The rate hike cycle is an ongoing process, and experts speculate the possibility of another hike in the near future. While the exact timing remains uncertain, market forecasts suggest that an additional rate hike could be implemented as early as next month. This anticipation sets the stage for potential further increases in fixed deposit rates.


Implications and Expectations: Looking Ahead


Taking these factors into consideration, investors can draw a few conclusions regarding the fixed deposit market. Firstly, there is a strong likelihood of FD rates experiencing further upward movement in the future. This projection is based on the expectation of continued transmission of repo rate benefits and the potential for upcoming rate hikes. Even if rates don't rise significantly, it is anticipated that they will remain stable at their current levels for a considerable period.


Exploring the Potential of Debt Mutual Funds


In recent months, debt funds have faced a period of underperformance, as discussed earlier. However, as the repo rate increases, debt mutual funds can experience a positive impact, which investors can expect to witness in the coming quarters.


With the rise in the yield to maturity (YTM) of underlying bonds, the potential returns of debt mutual funds can improve. YTM represents the total return an investor receives if all scheduled payments are made on time and the bond is held until maturity.


Considering the current stage of the rate hike cycle, we are nearing the peak, or almost at the peak. In the near future, the rate hikes are expected to cease and might even begin to decline. Consequently, the negative impact on debt funds will fade away, and they are anticipated to regain their performance. This makes debt funds a viable consideration for investors.

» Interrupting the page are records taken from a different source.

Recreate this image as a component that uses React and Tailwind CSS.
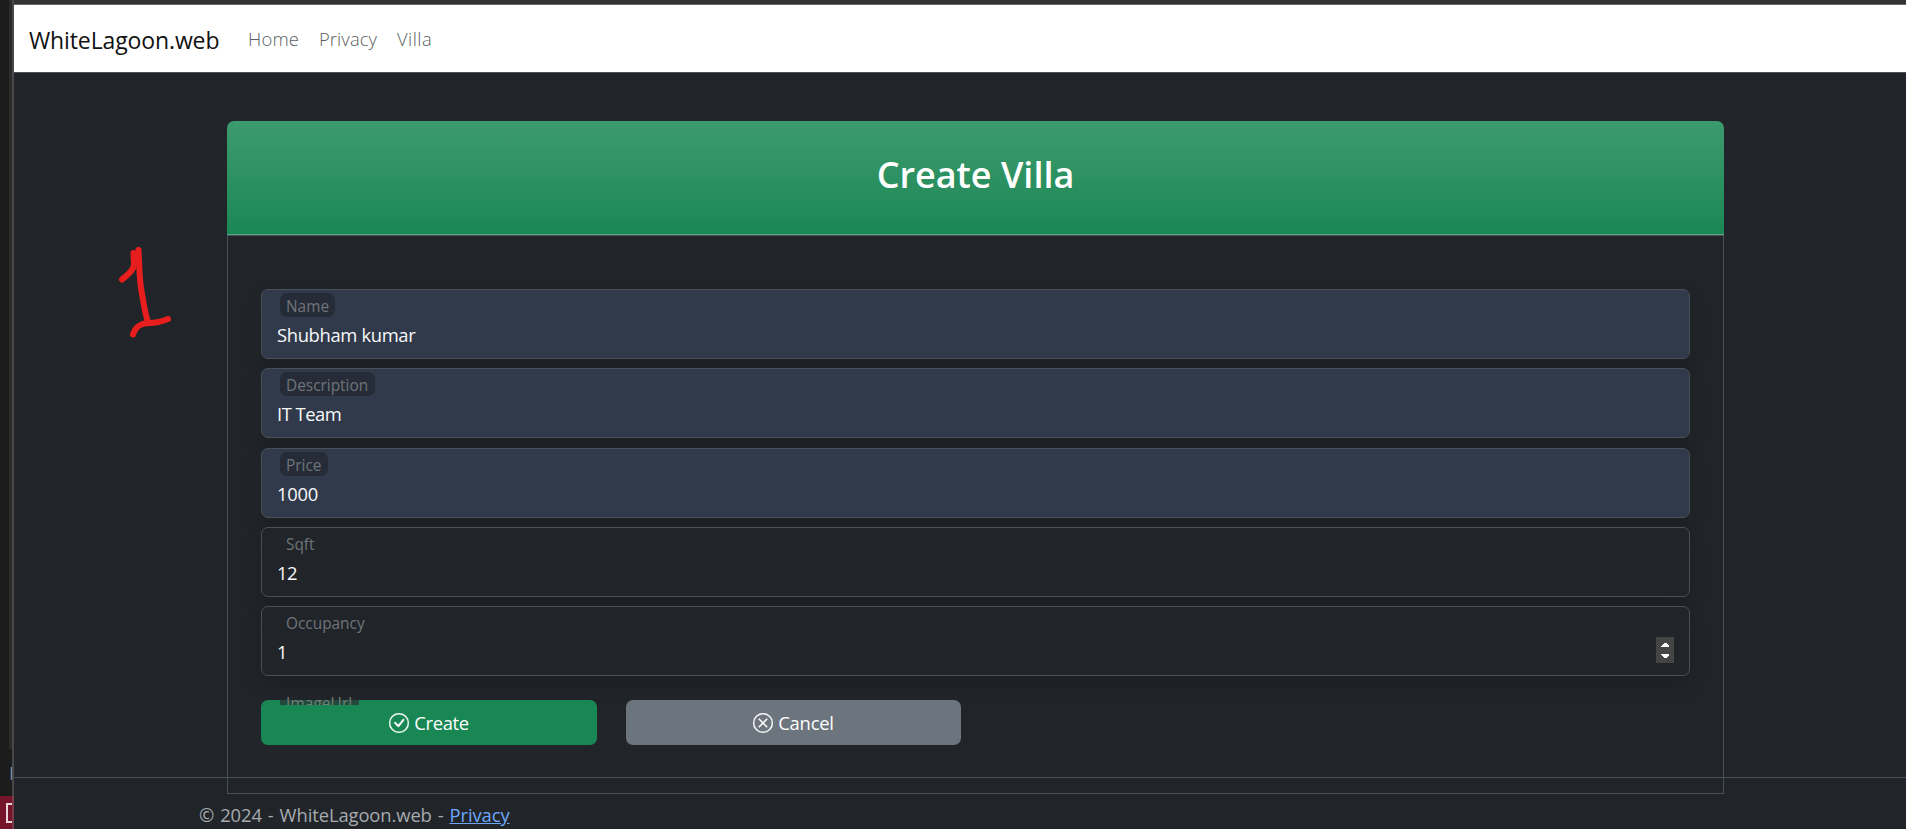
import React from "react";

const FIELDS = [
  { label: "Name", value: "Shubham kumar", filled: true, labelW: "w-[55px]", vt: "tracking-[-0.35px]" },
  { label: "Description", value: "IT Team", filled: true, labelW: "w-[95px]", vt: "tracking-[-0.5px]" },
  { label: "Price", value: "1000", filled: true, labelW: "w-[48px]", vt: "tracking-[-0.3px]" },
  { label: "Sqft", value: "12", labelW: "w-[42px]", vt: "tracking-[-0.4px]" },
  { label: "Occupancy", value: "1", spinner: true, labelW: "w-[92px]", vt: "tracking-[-0.4px]" },
];

function Spinner() {
  return (
    <span className="absolute right-[15px] top-[30px] flex h-[26px] w-[18px] flex-col items-center justify-center bg-[#454545]">
      <svg width="8" height="16" viewBox="0 0 8 16" fill="#fff" shapeRendering="crispEdges">
        <path d="M0 5 V4 L3 1 H5 L8 4 V5Z M0 12 V13 L3 16 H5 L8 13 V12Z" />
      </svg>
    </span>
  );
}

function Field({ label, value, filled, spinner, labelW, vt }) {
  return (
    <div
      className={`relative h-[70px] rounded-[7px] border border-[#495057] px-[15px] shadow-[0_10px_19px_rgba(0,0,0,0.15)] ${
        filled ? "bg-[#313a4b]" : "bg-[#212529]"
      }`}
    >
      <div className={`mt-[3px] ml-[3px] h-[24px] rounded-[7px] pl-[6px] text-[15.4px] leading-[28px] text-[#6f747a] ${labelW} ${filled ? "bg-[#262c37]" : ""}`}>
        {label}
      </div>
      <div className={`mt-[5px] text-[18.4px] leading-[26px] text-[#f8f9fa] ${vt}`}>{value}</div>
      {spinner && <Spinner />}
    </div>
  );
}

function CircleIcon({ d }) {
  return (
    <svg width="20" height="20" viewBox="0 0 16 16" fill="#fff" stroke="#fff" strokeWidth="0.2">
      <path d="M8 15A7 7 0 1 1 8 1a7 7 0 0 1 0 14m0 1A8 8 0 1 0 8 0a8 8 0 0 0 0 16" />
      <path d={d} />
    </svg>
  );
}

const CHECK = "M10.97 4.97a.235.235 0 0 0-.02.022L7.477 9.417 5.384 7.323a.75.75 0 0 0-1.06 1.06L6.97 11.03a.75.75 0 0 0 1.079-.02l3.992-4.99a.75.75 0 0 0-1.071-1.05";
const CROSS = "M4.646 4.646a.5.5 0 0 1 .708 0L8 7.293l2.646-2.647a.5.5 0 0 1 .708.708L8.707 8l2.647 2.646a.5.5 0 0 1-.708.708L8 8.707l-2.646 2.647a.5.5 0 0 1-.708-.708L7.293 8 4.646 5.354a.5.5 0 0 1 0-.708";

export default function App() {
  return (
    <div className="flex h-[829px] w-[1906px] overflow-hidden bg-[#1c1c1c] font-['Open_Sans',sans-serif]">
      <aside className="flex w-[14px] shrink-0 flex-col">
        <div className="flex h-[749px] justify-end">
          <div className="w-[3px] bg-[#2b2b2b]" />
          <div className="w-[2px] bg-[#484848]" />
        </div>
        <div className="flex h-[47px] justify-end overflow-hidden">
          <div className="mt-[14px] h-[20px] w-[3px] overflow-hidden text-[18px] leading-[20px] text-[#8a8f96]">P</div>
          <div className="w-[2px] bg-[#484848]" />
        </div>
        <div className="flex h-[33px] bg-[#75142a]">
          <div className="mt-[7px] ml-[6px] h-[20px] w-[6px] border-2 border-r-0 border-[#e6d5d9]" />
          <div className="ml-auto w-[2px] bg-[#7d3a48]" />
        </div>
      </aside>

      <div className="relative flex min-w-0 flex-1 flex-col bg-[#212529]">
        <div className="h-[5px] shrink-0 border-b border-[#666] bg-[#333]" />
        <nav className="flex h-[68px] shrink-0 items-center border-b border-[#495057] bg-white pl-[15px]">
          <a className="w-[190px] pt-[3px] text-[23px] tracking-[-0.12px] text-[#111]">WhiteLagoon.web</a>
          <div className="flex text-[18.4px] font-light tracking-[0.2px] text-[#5c5f63]">
            <a className="ml-[29px] w-[71px]">Home</a>
            <a className="w-[78px] tracking-[0.1px]">Privacy</a>
            <a className="tracking-[0.45px]">Villa</a>
          </div>
        </nav>

        <main className="ml-[213px] mt-[48px] flex h-[673px] w-[1497px] shrink-0 flex-col">
          <header className="flex h-[115px] shrink-0 justify-center rounded-t-[7px] border-b border-[#495057] bg-linear-to-b from-[#3c9b6e] to-[#198754]">
            <div className="flex w-full justify-center border-b border-[#5aa583] pt-[29px]">
              <h2 className="text-[36px] font-semibold leading-[50px] text-white">Create Villa</h2>
            </div>
          </header>
          <section className="flex-1 border border-t-0 border-[#495057] px-[33px] pt-[53px]">
            <div className="flex flex-col gap-[9.3px]">
              {FIELDS.map((f) => (
                <Field key={f.label} {...f} />
              ))}
            </div>
            <div className="relative mt-[24px] flex gap-[29px]">
              <button className="flex h-[45px] w-[336px] items-center justify-center gap-[5px] rounded-[7px] bg-[#198754] text-[18.4px] tracking-[-0.35px] text-white">
                <CircleIcon d={CHECK} />
                Create
              </button>
              <button className="flex h-[45px] w-[335px] items-center justify-center gap-[5px] rounded-[7px] bg-[#6c757d] text-[18.4px] tracking-[-0.2px] text-white">
                <CircleIcon d={CROSS} />
                Cancel
              </button>
              <div className="absolute left-[19px] top-[-9px] h-[14px] w-[79px] overflow-hidden pl-[6px] text-[15.4px] leading-[25px] tracking-[0.1px] text-[#6f8079]">
                <span className="absolute bottom-0 left-0 h-[5px] w-full bg-[#21483a]" />
                <span className="relative">ImageUrl</span>
              </div>
            </div>
          </section>
        </main>

        <footer className="absolute bottom-0 left-0 h-[52px] w-full border-t border-[#495057]">
          <p className="pl-[185px] pt-[24px] text-[18.4px] leading-[26px] tracking-[-0.1px] [word-spacing:1.3px] text-[#a6abb0]">
            © 2024 - WhiteLagoon.web - <a className="text-[#6ea8fe] underline">Privacy</a>
          </p>
        </footer>

        <svg className="absolute left-[100px] top-[240px]" width="62" height="105" viewBox="114 240 62 105" fill="none" stroke="#e81e1e" strokeWidth="6" strokeLinecap="round" strokeLinejoin="round">
          <path d="M122 279.500C127 275 134 271 134 264L133.500 253" />
          <path d="M138.500 250C139.500 265 139 280 142 294C144 304 145 314 148 322" />
          <path d="M133 334.500C136 325 142 323 150 323C157 323 163 321 168 319" />
        </svg>
      </div>
    </div>
  );
}
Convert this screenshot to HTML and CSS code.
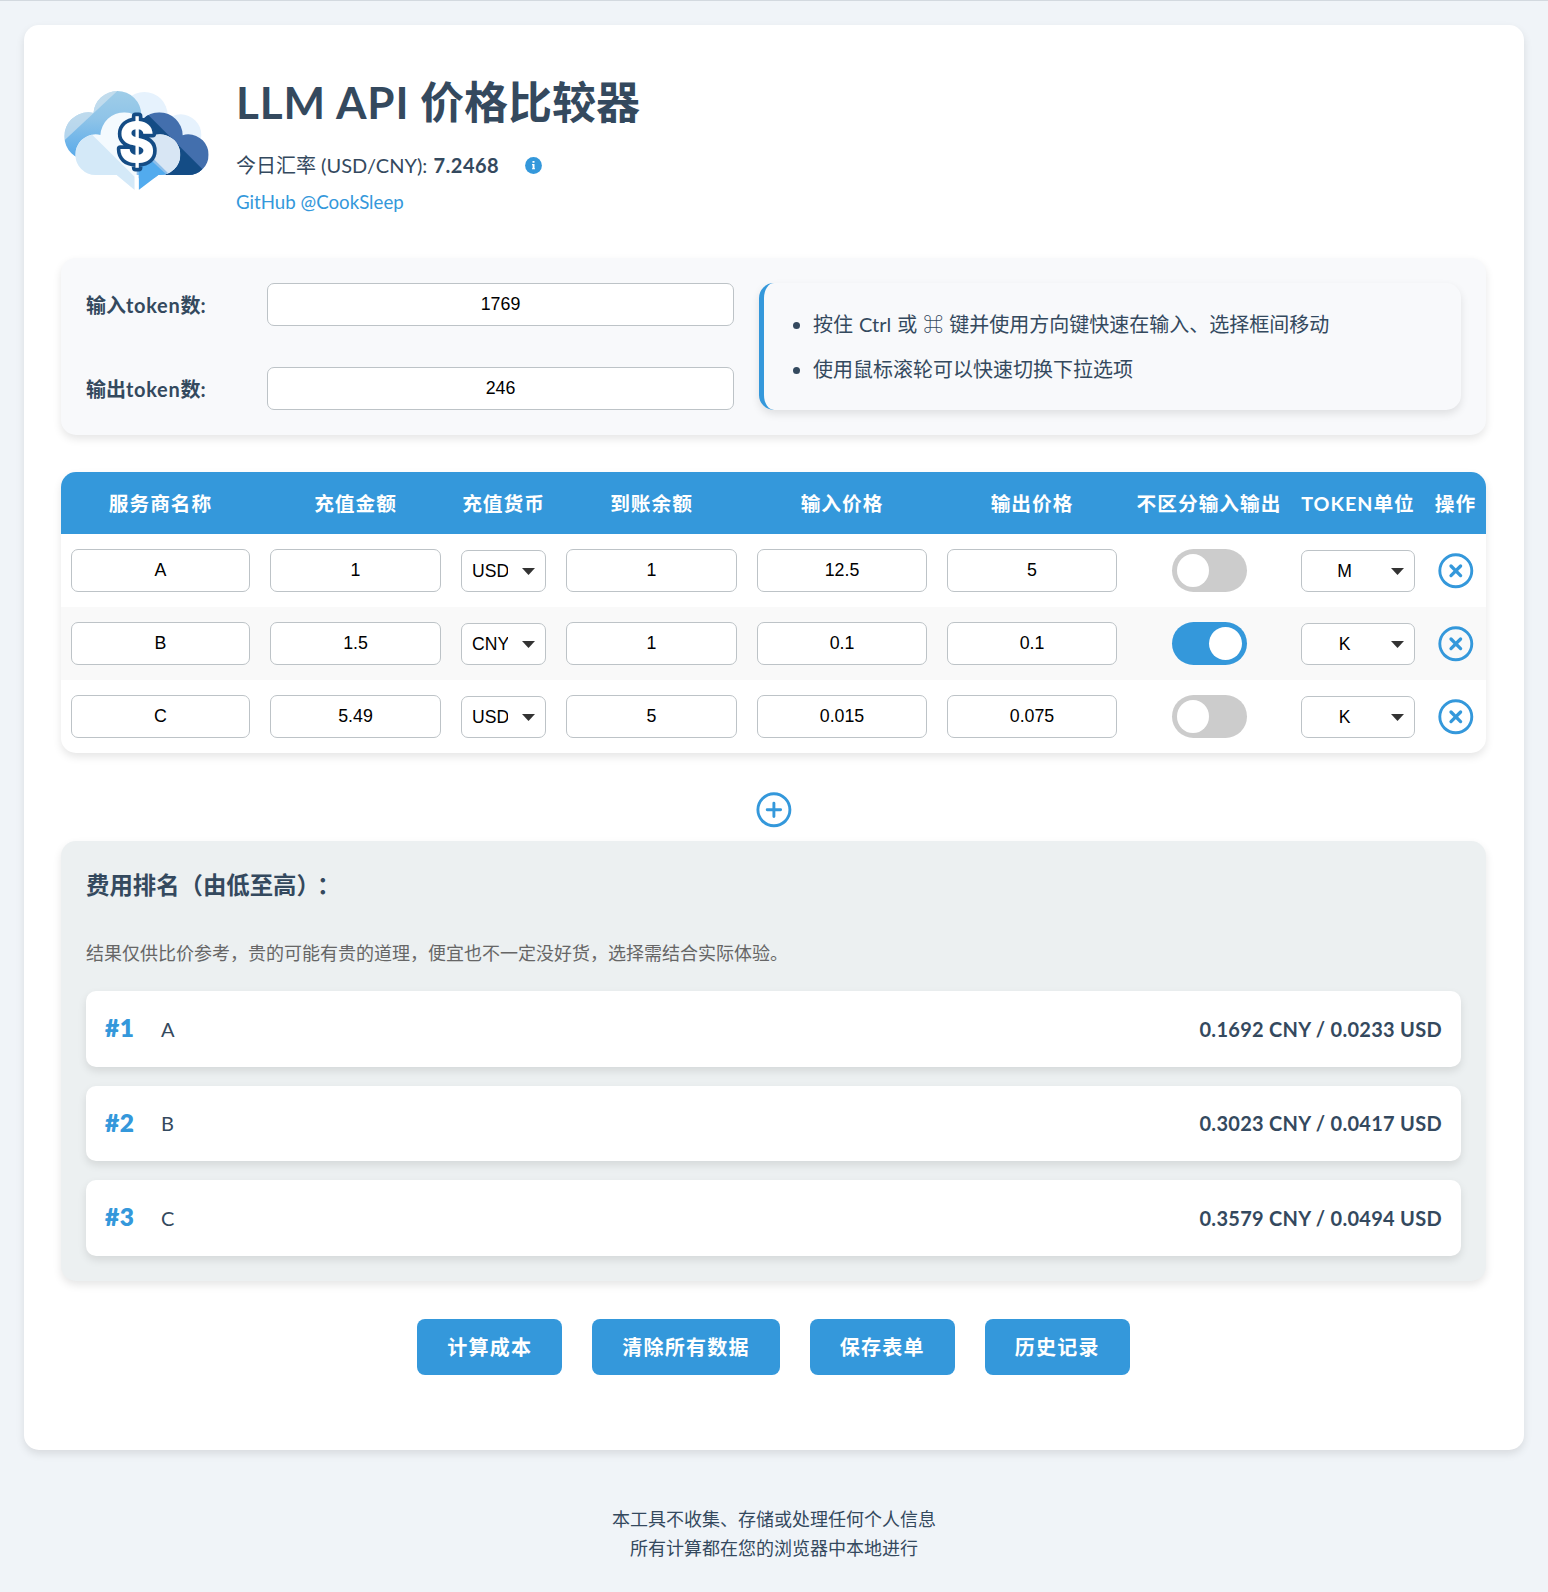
FILE: index.html
```html
<!DOCTYPE html>
<html lang="zh-CN">
<head>
<meta charset="utf-8">
<title>LLM API 价格比较器</title>
<link rel="stylesheet" href="styles.css">
</head>
<body>
<svg class="sprite" aria-hidden="true">
  <symbol id="icon-close" viewBox="0 0 36 36"><g fill="none" stroke="#3498db" stroke-linecap="round"><circle cx="17.8" cy="17.8" r="16" stroke-width="2.9"/><path d="M13 13l9.6 9.6M22.6 13l-9.6 9.6" stroke-width="3.3"/></g></symbol>
  <symbol id="icon-plus" viewBox="0 0 36 36"><g fill="none" stroke="#3498db" stroke-linecap="round"><circle cx="17.9" cy="17.8" r="16" stroke-width="2.9"/><path d="M17.9 11.1v13.4M11.2 17.8h13.4" stroke-width="2.9"/></g></symbol>
</svg>
<main class="card">
  <header class="header">
    <svg class="logo" viewBox="183 225 450 450">
      <defs>
        <linearGradient id="sky" x1="0" y1="273" x2="0" y2="480" gradientUnits="userSpaceOnUse"><stop offset="0" stop-color="#9fcde8"/><stop offset=".4" stop-color="#8fc4e8"/><stop offset="1" stop-color="#55a8ea"/></linearGradient>
        <clipPath id="back"><circle cx="352" cy="345" r="72"/><circle cx="265" cy="409" r="72"/><path d="M265 345h150v120H265z"/></clipPath>
        <clipPath id="right"><circle cx="478" cy="407" r="70"/><circle cx="565" cy="464" r="61"/><path d="M440 407h108v57h17v61H440z"/></clipPath>
        <clipPath id="front"><circle cx="373" cy="409" r="72"/><circle cx="287" cy="464" r="61"/><circle cx="480" cy="464" r="61"/><path d="M287 409h193v116h-5l-59 45V525h-12v45l-54-45h-63z"/></clipPath>
      </defs>
      <g fill="#e6f2fd"><circle cx="433" cy="346" r="70"/><circle cx="542" cy="405" r="62"/></g>
      <g clip-path="url(#back)"><path d="M190 270h240v210H190z" fill="url(#sky)"/><path d="M190 270h165L190 424z" fill="#d5e5ef" opacity=".65"/></g>
      <g clip-path="url(#right)"><path d="M400 330h230v200H400z" fill="#436fad"/><path d="M420 320l186 186v24H400z" fill="#144c85"/></g>
      <g clip-path="url(#front)"><path d="M220 330h225v245H220zM220 403h330v172H220z" fill="#f4fafe"/><path d="M275 403l129 127v45H220V403z" fill="#d4e9f8"/><path d="M430 400h115v130h-85z" fill="#d8e6f4"/><path d="M410 427l100 98v10H410z" fill="#8fbfea"/><path d="M416 480h36l50 46-27 50h-59z" fill="#52abee"/></g>
      <text class="logo-sign" x="410" y="487" text-anchor="middle">$</text>
    </svg>
    <div class="heading">
      <h1><span>LLM API</span> 价格比较器</h1>
      <p class="rate"><span>今日汇率 (USD/CNY): <b>7.2468</b></span>
        <svg class="info" viewBox="0 0 17 17"><circle cx="8.5" cy="8.5" r="8.4" fill="#3498db"/><path d="M7.5 4h2v1.8h-2zM7 7.1h2.5v4.1h.5v1.1H7v-1.1h.6V8.2H7z" fill="#fff"/></svg></p>
      <a class="github">GitHub @CookSleep</a>
    </div>
  </header>

  <section class="tokens panel">
    <div class="fields">
      <label for="in-tok">输入<span>token</span>数:</label><input id="in-tok" value="1769">
      <label for="out-tok">输出<span>token</span>数:</label><input id="out-tok" value="246">
    </div>
    <ul class="tips">
      <li>按住 Ctrl 或 ⌘ 键并使用方向键快速在输入、选择框间移动</li>
      <li>使用鼠标滚轮可以快速切换下拉选项</li>
    </ul>
  </section>

  <section class="table panel">
    <div class="row head"><span>服务商名称</span><span>充值金额</span><span>充值货币</span><span>到账余额</span><span>输入价格</span><span>输出价格</span><span>不区分输入输出</span><span>TOKEN单位</span><span>操作</span></div>
    <div class="row">
      <div><input value="A"></div><div><input value="1"></div><div class="pick"><select><option>USD</option></select></div><div><input value="1"></div><div><input value="12.5"></div><div><input value="5"></div><div><i class="switch"></i></div><div class="pick"><select><option>M</option></select></div><div><svg class="round"><use href="#icon-close"/></svg></div>
    </div>
    <div class="row">
      <div><input value="B"></div><div><input value="1.5"></div><div class="pick"><select><option>CNY</option></select></div><div><input value="1"></div><div><input value="0.1"></div><div><input value="0.1"></div><div><i class="switch on"></i></div><div class="pick"><select><option>K</option></select></div><div><svg class="round"><use href="#icon-close"/></svg></div>
    </div>
    <div class="row">
      <div><input value="C"></div><div><input value="5.49"></div><div class="pick"><select><option>USD</option></select></div><div><input value="5"></div><div><input value="0.015"></div><div><input value="0.075"></div><div><i class="switch"></i></div><div class="pick"><select><option>K</option></select></div><div><svg class="round"><use href="#icon-close"/></svg></div>
    </div>
  </section>

  <div class="add"><svg class="round"><use href="#icon-plus"/></svg></div>

  <section class="results panel">
    <h2>费用排名（由低至高）<span>：</span></h2>
    <p class="note">结果仅供比价参考，贵的可能有贵的道理，便宜也不一定没好货，选择需结合实际体验。</p>
    <div class="item"><b class="rank">#1</b><span>A</span><b class="cost">0.1692 CNY / 0.0233 USD</b></div>
    <div class="item"><b class="rank">#2</b><span>B</span><b class="cost">0.3023 CNY / 0.0417 USD</b></div>
    <div class="item"><b class="rank">#3</b><span>C</span><b class="cost">0.3579 CNY / 0.0494 USD</b></div>
  </section>

  <div class="actions"><button>计算成本</button><button>清除所有数据</button><button>保存表单</button><button>历史记录</button></div>
</main>
<footer>本工具不收集、存储或处理任何个人信息<br>所有计算都在您的浏览器中本地进行</footer>
</body>
</html>
```

FILE: styles.css
```css
* { box-sizing: border-box; }
body {
  margin: 0;
  min-height: 1592px;
  padding: 24px 24px 0;
  border-top: 1px solid #d3d9df;
  background: #f0f4f8;
  color: #34495e;
  font: 20px/32px Lato, "Noto Sans CJK SC", sans-serif;
}
h1, h2, p, ul { margin: 0; }
.sprite { display: none; }
.card {
  height: 1425px;
  padding: 50px 38px 0 37px;
  background: #fff;
  border-radius: 15px;
  box-shadow: 0 4px 8px rgba(0, 0, 0, .1);
}
.panel {
  border-radius: 15px;
  box-shadow: 0 4px 8px rgba(0, 0, 0, .1);
}

.header { display: flex; height: 183px; }
.logo { width: 150px; height: 150px; flex: none; }
.logo-sign {
  font: 800 166px Inter, sans-serif;
  fill: #fff;
  stroke: #144c85;
  stroke-width: 22px;
  stroke-linejoin: round;
  paint-order: stroke;
}
.heading { padding-left: 25px; }
h1 { margin-top: -2px; font-size: 44px; line-height: 58px; }
h1 span { letter-spacing: .85px; }
.rate { display: flex; align-items: center; margin-top: 18px; white-space: nowrap; }
.rate b { margin-left: 1px; letter-spacing: .5px; }
.info { width: 17px; height: 17px; margin-left: 26px; }
.github { display: block; margin-top: 5px; font-size: 18.7px; color: #3498db; }

.tokens { display: flex; gap: 25px; height: 177px; padding: 25px; background: #f8f9fb; }
.fields {
  display: grid;
  grid-template-columns: 181px 467px;
  row-gap: 41px;
  align-items: center;
}
.fields label { font-weight: 700; font-size: 20px; }
.fields label span { letter-spacing: .7px; }
input, select {
  width: 100%;
  height: 43px;
  margin: 0;
  padding: 0 10px;
  border: 1px solid #bdc3c7;
  border-radius: 7px;
  background: #fff;
  color: #000;
  font: 17.8px "Liberation Sans", Arial, sans-serif;
  text-align: center;
}
.tips {
  flex: 1;
  padding: 19px 0 0 49px;
  border-left: 5px solid #3498db;
  border-radius: 15px;
  box-shadow: 0 4px 8px rgba(0, 0, 0, .1);
}
.tips li { line-height: 45px; word-spacing: .9px; }

.table { margin-top: 37px; overflow: hidden; }
.row {
  display: grid;
  grid-template-columns: 199px 191px 105px 191px 190px 190px 164px 134px 61px;
  height: 73px;
  align-items: center;
  text-align: center;
}
.row:nth-child(odd):not(.head) { background: #f9f9f9; }
.row > div { display: flex; justify-content: center; padding: 0 10px; }
.row.head {
  height: 62px;
  padding-top: 1px;
  background: #3498db;
  color: #fff;
  font-weight: 700;
  font-size: 19.7px;
  letter-spacing: 1px;
  white-space: nowrap;
}
.row > .pick { position: relative; padding-top: 1px; }
.pick select { height: 42px; padding: 0 37px 1px 10px; font-size: 17.6px; appearance: none; }
.pick::after {
  content: "";
  position: absolute;
  right: 21px;
  top: 19px;
  width: 13px;
  height: 7px;
  background: #333;
  clip-path: polygon(0 0, 100% 0, 50% 100%);
}
.switch {
  width: 75px;
  height: 43px;
  padding: 5px;
  border-radius: 22px;
  background: #ccc;
}
.switch::before {
  content: "";
  display: block;
  width: 32px;
  height: 33px;
  border-radius: 50%;
  background: #fff;
}
.switch.on { background: #3498db; }
.switch.on::before { width: 33px; margin-left: 32px; }
.round { display: block; width: 36px; height: 36px; flex: none; }

.add { display: flex; justify-content: center; height: 88px; padding-top: 39px; }

.results { height: 440px; padding: 25px; background: #ecf0f1; }
h2 { font-size: 23.4px; line-height: 38px; text-spacing-trim: space-all; }
h2 span { margin-left: -3px; }
.note { margin: 34px 0 22px; font-size: 18px; line-height: 31px; color: #666; }
.item {
  display: flex;
  align-items: center;
  height: 75.6px;
  margin-bottom: 19px;
  padding: 0 19px;
  border-radius: 10px;
  background: #fff;
  box-shadow: 0 4px 8px rgba(0, 0, 0, .1);
}
.rank { width: 56px; padding-bottom: 1px; font-size: 24.5px; font-weight: 800; letter-spacing: .5px; color: #3498db; }
.cost { margin-left: auto; letter-spacing: .28px; }

.actions { display: flex; justify-content: center; gap: 30px; margin-top: 38px; }
button {
  height: 56px;
  padding: 0 30px 2px;
  border: 0;
  border-radius: 8px;
  background: #3498db;
  color: #fff;
  font: 700 20px Lato, "Noto Sans CJK SC", sans-serif;
  letter-spacing: 1.25px;
}
footer { margin-top: 55px; font-size: 18px; line-height: 29px; text-align: center; }
```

TOP DEBT MUTUAL FUND RETURN

Name of fund

AUM

One year return

Aditiya birla sun life low duration direct plan growth

11,774 crores

5.20%

PGIM India low duration fund direct plan growth

102 crores

5.10%

Sundaram low duration fund direct plan growth

102 crores

5.03%

Nippon India low duration fun direct plan growth

6,210crores

4.90%

HDFC low duration direct plan growth

​14,664 crores

4.85%

The average returns of debt funds range between 6 - 7% but from the above table we can say that it has come down in the last one year.


The tax benefits

Before you pick any asset, you must factor in taxation to understand the actual returns.

In the case of fixed deposits, the interest you earn is added to your taxable income and taxed as per your tax slab. Therefore, if you are in the 30% tax bracket, your net returns are relatively low. However, if your tax slab is at the lower end, the actual returns can be high.

Earlier we use to get an indexation benefits with debt mutual funds but not any more. Amendment to Finance Bill 2023 scrapped the indexation benefit on debt mutual funds. They will now be taxed at investor’s slab rates. These changes will bring taxation of specified mutual funds at par with fixed deposits.


Which is the better option?

At present, given the uncertainty around FDs and debt mutual funds, there is no clear winner. Investors can pick one (or both) based on their investment horizon, goals and factor in taxation to see what gives the maximum returns.

However, given the uncertainty, it is better to opt for FDs or debt mutual funds with a short duration. In fixed deposits, if rates go higher, you can reap the benefits by investing at higher returns. For debt funds, select schemes with comparatively shorter duration profiles.